Busıness Fınance I Deneme Sınavı Sorusu #1240083

I. Bonds cannot be issued by governments,

II. Par value may vary depending on the issuing body,

III. Coupon payments are periodic,

IV. Coupon rate of a bond determines interest payments.

Which of the ones listed above is correct concerning bonds?


I, II & III.

II, III & IV.

Only II.

I & III.

III & IV.


Yanıt Açıklaması:

A bond is a type of debt security which means that it represents borrowing by the firm. However, rather than getting a loan from a bank or other financial institution, the bond allows the funds to be obtained from a large number of parties under common standardized terms.
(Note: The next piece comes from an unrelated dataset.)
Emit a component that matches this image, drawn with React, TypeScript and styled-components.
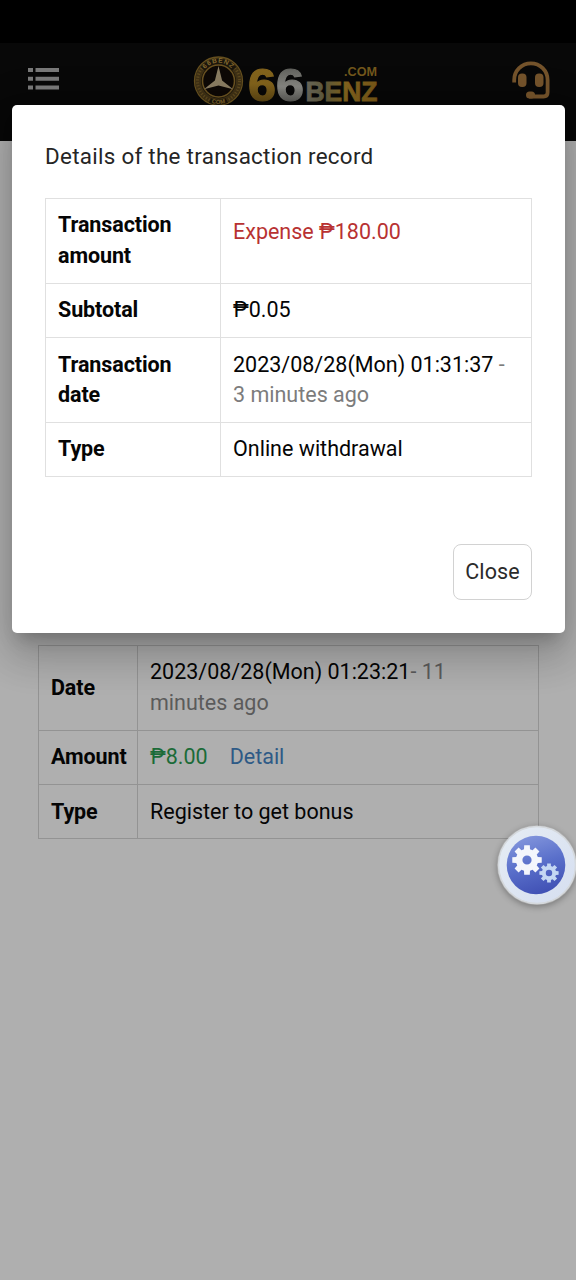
import React from "react";
import styled, { createGlobalStyle } from "styled-components";

const Global = createGlobalStyle`
  * { box-sizing: border-box; }
  body {
    margin: 0;
    background: #afafaf;
    font-family: Roboto, "Noto Sans", sans-serif;
    font-size: 21.5px;
    line-height: 30.6px;
    color: #050505;
  }
`;

const Screen = styled.div`
  position: relative;
  width: 576px;
  height: 1280px;
  overflow: hidden;
  background: #afafaf;
`;

const StatusBar = styled.div`
  height: 43px;
  background: #000;
`;

const Header = styled.header`
  height: 98px;
  padding: 0 24px 0 27px;
  display: flex;
  align-items: flex-start;
  justify-content: space-between;
  background: #080808;
`;

const MenuIcon = styled.svg`
  display: block;
  margin-top: 23px;
`;

const Logo = styled.svg`
  display: block;
  margin: 10px 0 0 1px;
`;

const HeadsetIcon = styled.svg`
  display: block;
  margin-top: 16px;
`;

const Content = styled.main`
  padding: 504px 37px 0 38px;
`;

const Table = styled.table<{ $border: string }>`
  width: 100%;
  table-layout: fixed;
  border-collapse: collapse;
  th, td { border: 1px solid ${(p) => p.$border}; }
`;

const Row = styled.tr<{ $height: number }>`
  height: ${(p) => p.$height}px;
`;

const Label = styled.th<{ $width: number }>`
  width: ${(p) => p.$width}px;
  padding: 0 0 0 12px;
  text-align: left;
  font-weight: 700;
  letter-spacing: -0.1px;
`;

const Value = styled.td<{ $raise?: number }>`
  padding: 0 0 ${(p) => p.$raise ?? 0}px 12px;
`;

const Shift = styled.div`
  padding-top: 1px;
`;

const Tint = styled.span<{ $color: string }>`
  color: ${(p) => p.$color};
`;

const DetailLink = styled.a`
  margin-left: 22px;
  color: #2e5a86;
`;

const Dialog = styled.section`
  position: absolute;
  left: 12px;
  top: 105px;
  width: 553px;
  height: 528px;
  padding: 36px 33px 33px;
  display: flex;
  flex-direction: column;
  border-radius: 5px;
  background: #fff;
  box-shadow: 0 11px 15px -7px rgba(0, 0, 0, 0.2), 0 24px 38px 3px rgba(0, 0, 0, 0.14),
    0 9px 46px 8px rgba(0, 0, 0, 0.12);
`;

const Title = styled.h2`
  margin: 0 0 26px;
  font-size: 22.4px;
  letter-spacing: 0.29px;
  font-weight: 400;
  color: #252525;
`;

const CloseButton = styled.button`
  width: 79px;
  height: 56px;
  margin: auto 0 0 auto;
  padding: 0;
  border: 1px solid #d2d2d2;
  border-radius: 8px;
  background: #fff;
  font: inherit;
  letter-spacing: 0.1px;
  color: #2b2b2b;
`;

const SettingsButton = styled.button`
  position: absolute;
  left: 497px;
  top: 825px;
  width: 80px;
  height: 80px;
  padding: 0;
  border: 0;
  border-radius: 50%;
  background: none;
  box-shadow: 0 2px 6px rgba(0, 0, 0, 0.3);
`;

function gearPath(cx: number, cy: number, outer: number, inner: number) {
  const points: string[] = [];
  for (let i = 0; i < 8; i++) {
    const mid = (i * Math.PI) / 4 - Math.PI / 2;
    [[-0.27, inner], [-0.19, outer], [0.19, outer], [0.27, inner]].forEach(([a, r]) => {
      points.push(`${(cx + Math.cos(mid + a) * r).toFixed(2)} ${(cy + Math.sin(mid + a) * r).toFixed(2)}`);
    });
  }
  return `M${points.join("L")}Z`;
}

function SettingsArt() {
  return (
    <svg width="80" height="80" viewBox="0 0 80 80">
      <defs>
        <linearGradient id="ball" x1="0.3" y1="0" x2="0.6" y2="1">
          <stop offset="0" stopColor="#8295dc" />
          <stop offset="0.5" stopColor="#596fca" />
          <stop offset="1" stopColor="#4050b4" />
        </linearGradient>
        <linearGradient id="rim" x1="0" y1="0" x2="1" y2="1">
          <stop offset="0" stopColor="#e6edf4" />
          <stop offset="1" stopColor="#d5def0" />
        </linearGradient>
      </defs>
      <circle cx="40" cy="40" r="38.5" fill="url(#rim)" stroke="#d5d9dd" strokeWidth="1.5" />
      <circle cx="39" cy="40" r="29.3" fill="url(#ball)" />
      <g fillRule="evenodd">
        <path d={`${gearPath(30, 35, 15, 11.2)}M34.600 35a4.600 4.600 0 1 0-9.200 0a4.600 4.600 0 1 0 9.200 0Z`} fill="#f4f6fc" />
        <path d={`${gearPath(52, 48, 9.8, 7.2)}M55.200 48a3.200 3.200 0 1 0-6.400 0a3.200 3.200 0 1 0 6.400 0Z`} fill="#c4d7f3" />
      </g>
    </svg>
  );
}

function BrandLogo() {
  return (
    <Logo width="188" height="54" viewBox="192 53 188 54" fontFamily="Liberation Sans, sans-serif" fontWeight="700">
      <defs>
        <linearGradient id="gold" x1="0" y1="0" x2="0" y2="1">
          <stop offset="0" stopColor="#84641d" />
          <stop offset="0.5" stopColor="#80611b" />
          <stop offset="1" stopColor="#463610" />
        </linearGradient>
        <linearGradient id="steel" x1="0" y1="0" x2="0" y2="1">
          <stop offset="0" stopColor="#4c4d49" />
          <stop offset="0.55" stopColor="#858580" />
          <stop offset="1" stopColor="#3d3d39" />
        </linearGradient>
        <linearGradient id="letters" x1="0" y1="0" x2="1" y2="0">
          <stop offset="0" stopColor="#68675a" />
          <stop offset="0.3" stopColor="#605938" />
          <stop offset="0.55" stopColor="#80621e" />
          <stop offset="1" stopColor="#765617" />
        </linearGradient>
        <path id="upperArc" d="M200.300 81a18.200 18.200 0 0 1 36.400 0" />
        <path id="lowerArc" d="M198 92a23.500 23.500 0 0 0 41 0" />
      </defs>
      <circle cx="218.5" cy="81" r="20.5" fill="#1b160c" stroke="#3e3015" strokeWidth="6" />
      <circle cx="218.5" cy="81" r="24" fill="none" stroke="#66501f" strokeWidth="1.3" />
      <circle cx="218.5" cy="81" r="21" fill="none" stroke="#6f5725" strokeWidth="3" strokeDasharray="1.2 1.8" opacity="0.65" />
      <path d="M203 69a20 20 0 0 1 31 0" fill="none" stroke="#1b160c" strokeWidth="6" />
      <path d="M210 100.500a21 21 0 0 0 17 0" fill="none" stroke="#1b160c" strokeWidth="5" />
      <circle cx="218.5" cy="81" r="16" fill="#0e0906" stroke="#6a5221" strokeWidth="1.5" />
      <path d="M218.500 66l3.600 14.500l11 8.700l-14.600-3.700l-14.600 3.700l11-8.700Z" fill="#8a7c61" />
      <text fontSize="6.5" letterSpacing="1" fill="#876b30">
        <textPath href="#upperArc" startOffset="50%" textAnchor="middle">66BENZ</textPath>
      </text>
      <text fontSize="6" fill="#80642b">
        <textPath href="#lowerArc" startOffset="50%" textAnchor="middle">COM</textPath>
      </text>
      <g strokeWidth="1.2">
        <text x="248" y="100.5" fontSize="47" textLength="28" lengthAdjust="spacingAndGlyphs" fill="url(#gold)" stroke="url(#gold)">6</text>
        <text x="276" y="100.5" fontSize="47" textLength="28" lengthAdjust="spacingAndGlyphs" fill="url(#steel)" stroke="url(#steel)">6</text>
      </g>
      <text x="305.5" y="101" fontSize="28" textLength="72" lengthAdjust="spacingAndGlyphs" fill="url(#letters)" stroke="url(#letters)" strokeWidth="0.8">BENZ</text>
      <text x="344" y="76" fontSize="13" textLength="33" lengthAdjust="spacingAndGlyphs" fill="#72571c">.COM</text>
    </Logo>
  );
}

export default function App() {
  return (
    <Screen>
      <Global />
      <StatusBar />
      <Header>
        <MenuIcon width="34" height="26" viewBox="27 66 34 26" fill="#797979">
          <path d="M28 68h5v4h-5zM35.500 68h23.500v4h-23.500zM28 76.700h5v4h-5zM35.500 76.700h23.500v4h-23.500zM28 85.400h5v4h-5zM35.500 85.400h23.500v4h-23.500z" />
        </MenuIcon>
        <BrandLogo />
        <HeadsetIcon width="42" height="42" viewBox="510 59 42 42" fill="#74532b">
          <path d="M514.200 82.500v-2.500a16.700 16.700 0 0 1 33.400 0v12.500q0 4-4 4h-14.600" fill="none" stroke="#74532b" strokeWidth="3.800" />
          <rect x="518" y="73.500" width="8.500" height="13.500" rx="4" />
          <rect x="535" y="73.500" width="8.500" height="13.500" rx="4" />
          <rect x="526" y="91.500" width="9" height="7" rx="3.500" />
        </HeadsetIcon>
      </Header>
      <Content>
        <Table $border="#939393">
          <tbody>
            <Row $height={85}>
              <Label $width={99}>Date</Label>
              <Value>2023/08/28(Mon) 01:23:21<Tint $color="#5b5b5b">- 11<br />minutes ago</Tint></Value>
            </Row>
            <Row $height={54}>
              <Label $width={99}>Amount</Label>
              <Value><Tint $color="#1b6b38">₱8.00</Tint><DetailLink>Detail</DetailLink></Value>
            </Row>
            <Row $height={54}>
              <Label $width={99}><Shift>Type</Shift></Label>
              <Value><Shift>Register to get bonus</Shift></Value>
            </Row>
          </tbody>
        </Table>
      </Content>
      <Dialog>
        <Title>Details of the transaction record</Title>
        <Table $border="#e0e0e0">
          <tbody>
            <Row $height={85}>
              <Label $width={175}>Transaction<br />amount</Label>
              <Value $raise={17}><Tint $color="#b83232">Expense ₱180.00</Tint></Value>
            </Row>
            <Row $height={54}>
              <Label $width={175}>Subtotal</Label>
              <Value>₱0.05</Value>
            </Row>
            <Row $height={85}>
              <Label $width={175}><Shift>Transaction<br />date</Shift></Label>
              <Value><Shift>2023/08/28(Mon) 01:31:37 <Tint $color="#7c7c7c">-<br />3 minutes ago</Tint></Shift></Value>
            </Row>
            <Row $height={54}>
              <Label $width={175}><Shift>Type</Shift></Label>
              <Value><Shift>Online withdrawal</Shift></Value>
            </Row>
          </tbody>
        </Table>
        <CloseButton>Close</CloseButton>
      </Dialog>
      <SettingsButton aria-label="Settings"><SettingsArt /></SettingsButton>
    </Screen>
  );
}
Bonds can usually only be issued by governments or large, well known firms. Bonds obligate the issuer to make specified payments to the bondholder on specified dates over a specified time period (maturity). These specified payments are in the form of coupon payments and par value. Par value (also called face value or nominal value) indicates how much the issuer will repay to the bondholder at maturity. Par value of Turkish bonds in general is T100 whereas US bonds typically have a par value of $1.000. The coupon rate of a bond determines the coupon (interest) payments. Coupon payments are the periodic payments received by bondholders until the bond matures. The annual coupon payment is equal to the coupon rate times the par value of the bond. Therefore, the correct option is B.